Web page code records:
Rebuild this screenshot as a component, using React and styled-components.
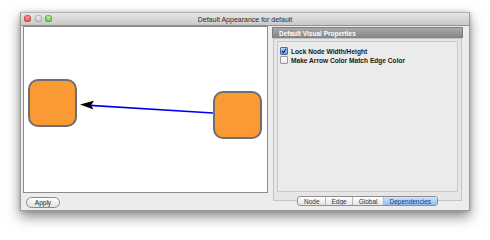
import React from 'react'
import styled, { createGlobalStyle } from 'styled-components'

const GlobalStyle = createGlobalStyle`
  html, body {
    margin: 0;
    padding: 0;
    background: #fff;
  }
  body {
    font-family: "Liberation Sans", Arial, sans-serif;
  }
`

const Page = styled.div`
  width: 490px;
  height: 240px;
  padding: 12px 0 0 20px;
  box-sizing: border-box;
`

const Window = styled.div`
  width: 450px;
  height: 199px;
  display: flex;
  flex-direction: column;
  background: #ececec;
  border: 1px solid #9a9a9a;
  border-top-color: #b5b5b5;
  box-sizing: border-box;
  box-shadow: 0 6px 12px rgba(0, 0, 0, 0.45), 0 0 4px rgba(0, 0, 0, 0.2);
`

const TitleBar = styled.div`
  height: 12px;
  flex-shrink: 0;
  position: relative;
  display: flex;
  align-items: center;
  justify-content: center;
  background: linear-gradient(#e6e6e6, #c9c9c9);
  border-bottom: 1px solid #8e8e8e;
  font-size: 7px;
  color: #2e2e2e;
`

const Lights = styled.div`
  position: absolute;
  left: 3px;
  top: 2px;
  display: flex;
  gap: 3.5px;
`

const Light = styled.span`
  width: 7px;
  height: 7px;
  border-radius: 50%;
  background: ${p => p.$c};
  box-shadow: inset 0 0 0 0.5px rgba(0, 0, 0, 0.3);
`

const Body = styled.div`
  flex: 1;
  display: flex;
  gap: 4px;
  padding: 0 6px 0 2px;
  min-height: 0;
`

const LeftCol = styled.div`
  width: 245px;
  display: flex;
  flex-direction: column;
`

const Canvas = styled.div`
  height: 167px;
  flex-shrink: 0;
  background: #fff;
  border: 1px solid #8c8c8c;
  box-sizing: border-box;
  overflow: hidden;

  svg {
    display: block;
  }
`

const ButtonRow = styled.div`
  padding: 4px 3px 0;
`

const PillButton = styled.button`
  width: 34px;
  height: 11px;
  padding: 0;
  display: block;
  border: 1px solid #8a8a8a;
  border-radius: 6px;
  background: linear-gradient(#ffffff, #e2e2e2);
  font-family: "Liberation Sans", Arial, sans-serif;
  font-size: 6.5px;
  color: #222;
  line-height: 9px;
`

const RightCol = styled.div`
  flex: 1;
  display: flex;
  flex-direction: column;
  padding-top: 1px;
`

const PanelHeader = styled.div`
  height: 11px;
  flex-shrink: 0;
  display: flex;
  align-items: center;
  padding-left: 6px;
  background: linear-gradient(#a9a9a9, #848484);
  border: 1px solid #7d7d7d;
  border-bottom: none;
  box-sizing: border-box;
  font-size: 6.5px;
  font-weight: bold;
  color: #fff;
`

const Pane = styled.div`
  height: 163px;
  flex-shrink: 0;
  display: flex;
  flex-direction: column;
  padding: 2px 3px 8px 3px;
  margin: 0 1px;
  background: #e6e6e6;
  border: 1px solid #c4c4c4;
  box-sizing: border-box;
`

const ListBox = styled.div`
  flex: 1;
  display: flex;
  flex-direction: column;
  gap: 1px;
  padding: 5px 2px;
  background: #ebebeb;
  border: 1px solid #c9c9c9;
`

const CheckRow = styled.label`
  display: flex;
  align-items: center;
  gap: 3px;
  height: 8px;
  font-size: 6.6px;
  font-weight: bold;
  color: #1a1a1a;
`

const Box = styled.span`
  width: 8px;
  height: 8px;
  flex-shrink: 0;
  border: 1px solid ${p => (p.$on ? '#4a6ea8' : '#9a9a9a')};
  border-radius: 1px;
  box-sizing: border-box;
  background: ${p => (p.$on ? 'linear-gradient(#bcd6f5, #6b9be0)' : 'linear-gradient(#ffffff, #e8e8e8)')};
  display: flex;
  align-items: center;
  justify-content: center;
`

const Tabs = styled.div`
  display: flex;
  align-self: center;
  margin-top: -5px;
  border: 1px solid #8f8f8f;
  border-radius: 3px;
  overflow: hidden;
  background: linear-gradient(#ffffff, #e4e4e4);
`

const Tab = styled.div`
  height: 8px;
  padding: 0 5.5px;
  display: flex;
  align-items: center;
  font-size: 6.5px;
  color: ${p => (p.$active ? '#143c78' : '#333')};
  background: ${p => (p.$active ? 'linear-gradient(#cfe4fb, #90bbf0)' : 'transparent')};
  border-left: ${p => (p.$first ? 'none' : '1px solid #b8b8b8')};
`

const Check = () => (
  <svg width="6" height="6" viewBox="0 0 6 6">
    <path d="M1 3 L2.5 4.6 L5 0.8" fill="none" stroke="#10284f" strokeWidth="1.1" />
  </svg>
)

const Graph = () => (
  <svg width="243" height="165" viewBox="0 0 243 165">
    <rect x="5" y="53" width="47" height="46" rx="9" fill="#fb9934" stroke="#6e6e6e" strokeWidth="2" />
    <rect x="190" y="65" width="47" height="46" rx="9" fill="#fb9934" stroke="#6e6e6e" strokeWidth="2" />
    <line x1="189" y1="86" x2="66" y2="78.4" stroke="#0000f0" strokeWidth="1.6" />
    <path d="M56 77.6 L70 73.8 L67 78.2 L69.5 82.4 Z" fill="#000" />
  </svg>
)

const tabs = ['Node', 'Edge', 'Global', 'Dependencies']

export default function App() {
  return (
    <>
      <GlobalStyle />
      <Page>
        <Window>
          <TitleBar>
            <Lights>
              <Light $c="radial-gradient(circle at 50% 35%, #ff9a9a, #d62a2a)" />
              <Light $c="radial-gradient(circle at 50% 35%, #e8e8e8, #bdbdbd)" />
              <Light $c="radial-gradient(circle at 50% 35%, #b8f0a0, #3fa82a)" />
            </Lights>
            Default Appearance for default
          </TitleBar>
          <Body>
            <LeftCol>
              <Canvas>
                <Graph />
              </Canvas>
              <ButtonRow>
                <PillButton>Apply</PillButton>
              </ButtonRow>
            </LeftCol>
            <RightCol>
              <PanelHeader>Default Visual Properties</PanelHeader>
              <Pane>
                <ListBox>
                  <CheckRow>
                    <Box $on><Check /></Box>
                    Lock Node Width/Height
                  </CheckRow>
                  <CheckRow>
                    <Box />
                    Make Arrow Color Match Edge Color
                  </CheckRow>
                </ListBox>
              </Pane>
              <Tabs>
                {tabs.map((t, i) => (
                  <Tab key={t} $active={t === 'Dependencies'} $first={i === 0}>
                    {t}
                  </Tab>
                ))}
              </Tabs>
            </RightCol>
          </Body>
        </Window>
      </Page>
    </>
  )
}
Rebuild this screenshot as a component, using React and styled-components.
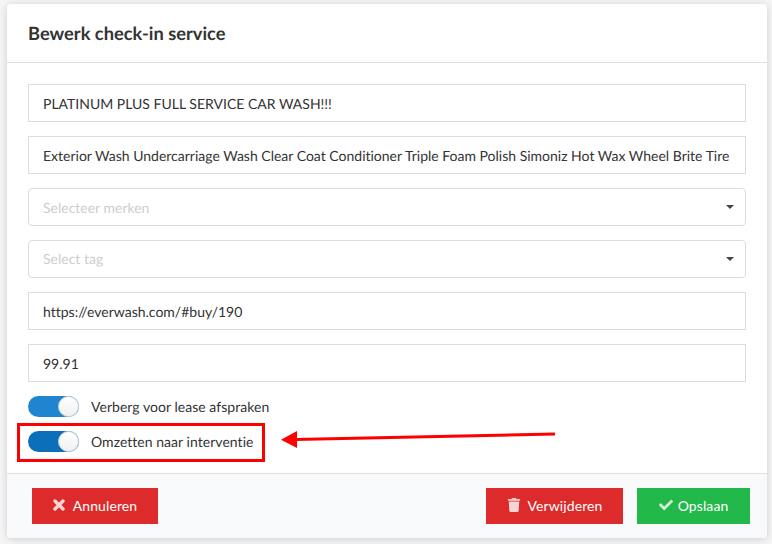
import React from "react";
import styled, { createGlobalStyle } from "styled-components";
import { FaTrash, FaCheck } from "react-icons/fa";

const Global = createGlobalStyle`
  html, body { margin: 0; padding: 0; background: #f6f6f6; }
  body {
    font-family: Lato, "Open Sans", sans-serif;
    font-variant-ligatures: none;
    text-rendering: geometricPrecision;
    width: 772px;
    height: 544px;
    overflow: hidden;
  }
`;

const Page = styled.div`
  position: relative;
  width: 772px;
  height: 544px;
  padding: 4px 5px 6px 7px;
  box-sizing: border-box;
`;

const Modal = styled.div`
  display: flex;
  flex-direction: column;
  height: 534px;
  background: #fff;
  border-radius: 4px;
  box-shadow: 0 1px 9px rgba(0, 0, 0, 0.17);
  overflow: hidden;
`;

const Header = styled.header`
  height: 59px;
  box-sizing: border-box;
  border-bottom: 1px solid #e0e0e0;
  padding: 0 21px;
  display: flex;
  align-items: center;
`;

const Title = styled.h2`
  margin: 0;
  font-size: 18.3px;
  font-weight: 700;
  color: #333;
`;

const Body = styled.div`
  flex: 1;
  padding: 21px 21px 0;
  display: flex;
  flex-direction: column;
  gap: 14px;
`;

const Field = styled.div`
  height: 38px;
  box-sizing: border-box;
  border: 1px solid #dcdcdc;
  border-radius: ${(p) => (p.$select ? "4px" : "0")};
  padding: 0 14px ${(p) => (p.$raised ? "2px" : "0")};
  display: flex;
  align-items: center;
  justify-content: space-between;
  font-size: 14px;
  color: ${(p) => (p.$placeholder ? "#cdcdcd" : "#333")};
  white-space: nowrap;
`;

const Caret = styled.span`
  width: 0;
  height: 0;
  border-left: 4px solid transparent;
  border-right: 4px solid transparent;
  border-top: 4px solid #444;
  margin-right: -3px;
  position: relative;
  top: ${(p) => (p.$raised ? "1px" : "0")};
`;

const Toggles = styled.div`
  display: flex;
  flex-direction: column;
  gap: 14px;
`;

const ToggleRow = styled.div`
  display: flex;
  align-items: center;
  gap: 12px;
  height: 21px;
  font-size: 14px;
  letter-spacing: 0.04px;
  color: #333;
`;

const Switch = styled.span`
  position: relative;
  width: 51px;
  height: 21px;
  border-radius: 11px;
  background: ${(p) => p.$color};
`;

const Knob = styled.span`
  position: absolute;
  right: 0;
  top: 0;
  width: 21px;
  height: 21px;
  box-sizing: border-box;
  border-radius: 50%;
  background: linear-gradient(#fff, #f0f0f0);
  border: 1px solid #d8d8d8;
`;

const Footer = styled.footer`
  height: 65px;
  box-sizing: border-box;
  border-top: 1px solid #dfdfe2;
  background: #f8f9fb;
  padding: 14px 17px 14px 25px;
  display: flex;
  align-items: flex-start;
  gap: 14px;
`;

const Button = styled.button`
  height: 36px;
  width: ${(p) => p.$width}px;
  margin-left: ${(p) => (p.$push ? "auto" : "0")};
  border: 0;
  padding: 0 0 2px;
  background: ${(p) => p.$bg};
  color: #fff;
  font-family: inherit;
  font-size: 14px;
  letter-spacing: 0.1px;
  display: flex;
  align-items: center;
  justify-content: center;
  gap: ${(p) => p.$gap}px;

  svg {
    flex: none;
    opacity: 0.8;
  }
`;

const RedBox = styled.div`
  position: absolute;
  left: 17px;
  top: 423px;
  width: 248px;
  height: 39px;
  box-sizing: border-box;
  border: 3px solid #f00;
  pointer-events: none;
`;

const Arrow = styled.svg`
  position: absolute;
  left: 275px;
  top: 425px;
  pointer-events: none;
`;

export default function App() {
  return (
    <Page>
      <Global />
      <Modal>
        <Header>
          <Title>Bewerk check-in service</Title>
        </Header>
        <Body>
          <Field>PLATINUM PLUS FULL SERVICE CAR WASH!!!</Field>
          <Field>Exterior Wash Undercarriage Wash Clear Coat Conditioner Triple Foam Polish Simoniz Hot Wax Wheel Brite Tire</Field>
          <Field $select $placeholder>Selecteer merken<Caret /></Field>
          <Field $select $placeholder $raised>Select tag<Caret $raised /></Field>
          <Field>https://everwash.com/#buy/190</Field>
          <Field>99.91</Field>
          <Toggles>
            <ToggleRow><Switch $color="#2085d0"><Knob /></Switch>Verberg voor lease afspraken</ToggleRow>
            <ToggleRow><Switch $color="#0c6fba"><Knob /></Switch>Omzetten naar interventie</ToggleRow>
          </Toggles>
        </Body>
        <Footer>
          <Button $bg="#dd2a2a" $width={126} $gap={8}>
            <svg width="12" height="12" viewBox="0 0 12 12">
              <path d="M2 2 10 10M10 2 2 10" stroke="#fff" strokeWidth="3.4" strokeLinecap="round" fill="none" />
            </svg>
            Annuleren
          </Button>
          <Button $bg="#dd2a2a" $width={137} $push $gap={7}>
            <FaTrash size={14} />
            Verwijderen
          </Button>
          <Button $bg="#22b94a" $width={113} $gap={5}>
            <FaCheck size={14} />
            Opslaan
          </Button>
        </Footer>
      </Modal>
      <RedBox />
      <Arrow width="285" height="26" viewBox="0 0 285 26">
        <path d="M280 9 20 14.5" stroke="#f00" strokeWidth="3" fill="none" />
        <path d="M6 14.8 22 6 22 23z" fill="#f00" />
      </Arrow>
    </Page>
  );
}
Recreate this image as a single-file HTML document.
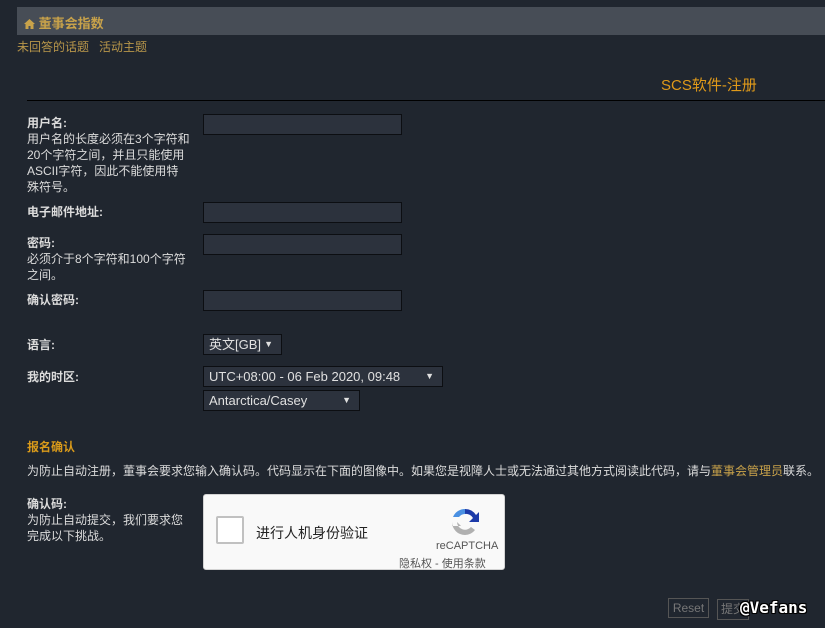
<!DOCTYPE html>
<html><head><meta charset="utf-8"><style>
body{margin:0;width:825px;height:628px;background:#20262f;font-family:"Liberation Sans","Noto Sans CJK SC",sans-serif;font-size:12px;color:#dcdcdc;position:relative;overflow:hidden}
.a{position:absolute;white-space:nowrap}
.hdr{position:absolute;left:17px;top:7px;width:808px;height:28px;background:#474d56}
.in{position:absolute;background:#2c323d;border:1px solid #0c0e12;box-sizing:border-box}
.sel{position:absolute;background:#2c323d;border:1px solid #0c0e12;box-sizing:border-box;font-size:13px;color:#e0e0e0;padding-left:5px;line-height:19px}
.sel:after{content:"▼";position:absolute;right:8px;top:0;font-size:9px;line-height:19px}
b{font-weight:bold}
.lh{line-height:16px}
</style></head><body>
<div class="hdr"></div>
<div class="a" style="left:24px;top:13px;color:#c8a24a;font-weight:bold;font-size:13px">
<svg width="11" height="10" viewBox="0 0 11 10" style="vertical-align:-1px"><path d="M5.5 0L0 5h1.5v5h3V7h2v3h3V5H11z" fill="#c8a24a"/></svg> 董事会指数</div>
<div class="a" style="left:17px;top:38px;color:#b8964a">未回答的话题 &nbsp; 活动主题</div>
<div class="a" style="left:661px;top:74px;color:#e09a1a;font-size:15px">SCS软件-注册</div>
<div class="a" style="left:27px;top:100px;width:798px;height:1px;background:#000"></div>

<div class="a lh" style="left:27px;top:115px"><b>用户名:</b><br>用户名的长度必须在3个字符和<br>20个字符之间，并且只能使用<br>ASCII字符，因此不能使用特<br>殊符号。</div>
<div class="in" style="left:203px;top:114px;width:199px;height:21px"></div>
<div class="a" style="left:27px;top:203px"><b>电子邮件地址:</b></div>
<div class="in" style="left:203px;top:202px;width:199px;height:21px"></div>
<div class="a lh" style="left:27px;top:235px"><b>密码:</b><br>必须介于8个字符和100个字符<br>之间。</div>
<div class="in" style="left:203px;top:234px;width:199px;height:21px"></div>
<div class="a" style="left:27px;top:291px"><b>确认密码:</b></div>
<div class="in" style="left:203px;top:290px;width:199px;height:21px"></div>

<div class="a" style="left:27px;top:336px"><b>语言:</b></div>
<div class="sel" style="left:203px;top:334px;width:79px;height:21px">英文[GB]</div>
<div class="a" style="left:27px;top:368px"><b>我的时区:</b></div>
<div class="sel" style="left:203px;top:366px;width:240px;height:21px">UTC+08:00 - 06 Feb 2020, 09:48</div>
<div class="sel" style="left:203px;top:390px;width:157px;height:21px">Antarctica/Casey</div>

<div class="a" style="left:27px;top:438px;color:#d99a1a"><b>报名确认</b></div>
<div class="a" style="left:27px;top:462px">为防止自动注册，董事会要求您输入确认码。代码显示在下面的图像中。如果您是视障人士或无法通过其他方式阅读此代码，请与<span style="color:#c8a24a">董事会管理员</span>联系。</div>
<div class="a lh" style="left:27px;top:496px"><b>确认码:</b><br>为防止自动提交，我们要求您<br>完成以下挑战。</div>

<div class="a" style="left:203px;top:494px;width:302px;height:76px;background:#f9f9f9;border:1px solid #d3d3d3;box-sizing:border-box;border-radius:3px">
<div class="a" style="left:12px;top:21px;width:28px;height:28px;background:#fff;border:2px solid #c1c1c1;box-sizing:border-box;border-radius:2px"></div>
<div class="a" style="left:52px;top:28px;color:#222;font-size:14px">进行人机身份验证</div>
<svg class="a" style="left:245px;top:11px" width="32" height="32" viewBox="0 0 32 32"><path d="M16 3a13 13 0 0 1 11 6l3-3v10H20l4-4a8 8 0 0 0-8-4z" fill="#1c3aa9"/><path d="M16 3a13 13 0 0 0-12 8h6a8 8 0 0 1 6-3z" fill="#4a90e2"/><path d="M3 16a13 13 0 0 0 13 13 13 13 0 0 0 10-5l-4-3a8 8 0 0 1-14-5l4 4H3z" fill="#b0b0b0"/></svg>
<div class="a" style="left:232px;top:45px;color:#555;font-size:11px">reCAPTCHA</div>
<div class="a" style="left:195px;top:60px;color:#555;font-size:11px">隐私权 - 使用条款</div>
</div>

<div class="a" style="left:668px;top:598px;width:41px;height:20px;border:1px solid #555;box-sizing:border-box;color:#777;font-size:12px;text-align:center;line-height:18px">Reset</div>
<div class="a" style="left:717px;top:599px;width:32px;height:21px;border:1px solid #555;box-sizing:border-box;color:#777;font-size:12px;padding-left:3px;line-height:19px">提交</div>
<div class="a" style="left:740px;top:598px;color:#fff;font-size:16px;font-weight:bold;font-family:'DejaVu Sans Mono',monospace;text-shadow:1px 1px 0 #000,-1px -1px 0 #000,1px -1px 0 #000,-1px 1px 0 #000">@Vefans</div>
</body></html>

TASK PROMPT → Pull out every line of the records that includes the string "components".

FINISHED TASK →
Rebuild this screenshot as a component, using React and styled-components.
import styled, { createGlobalStyle } from 'styled-components'
Rebuild this screenshot as a component, using React and styled-components.
import styled, { createGlobalStyle } from "styled-components";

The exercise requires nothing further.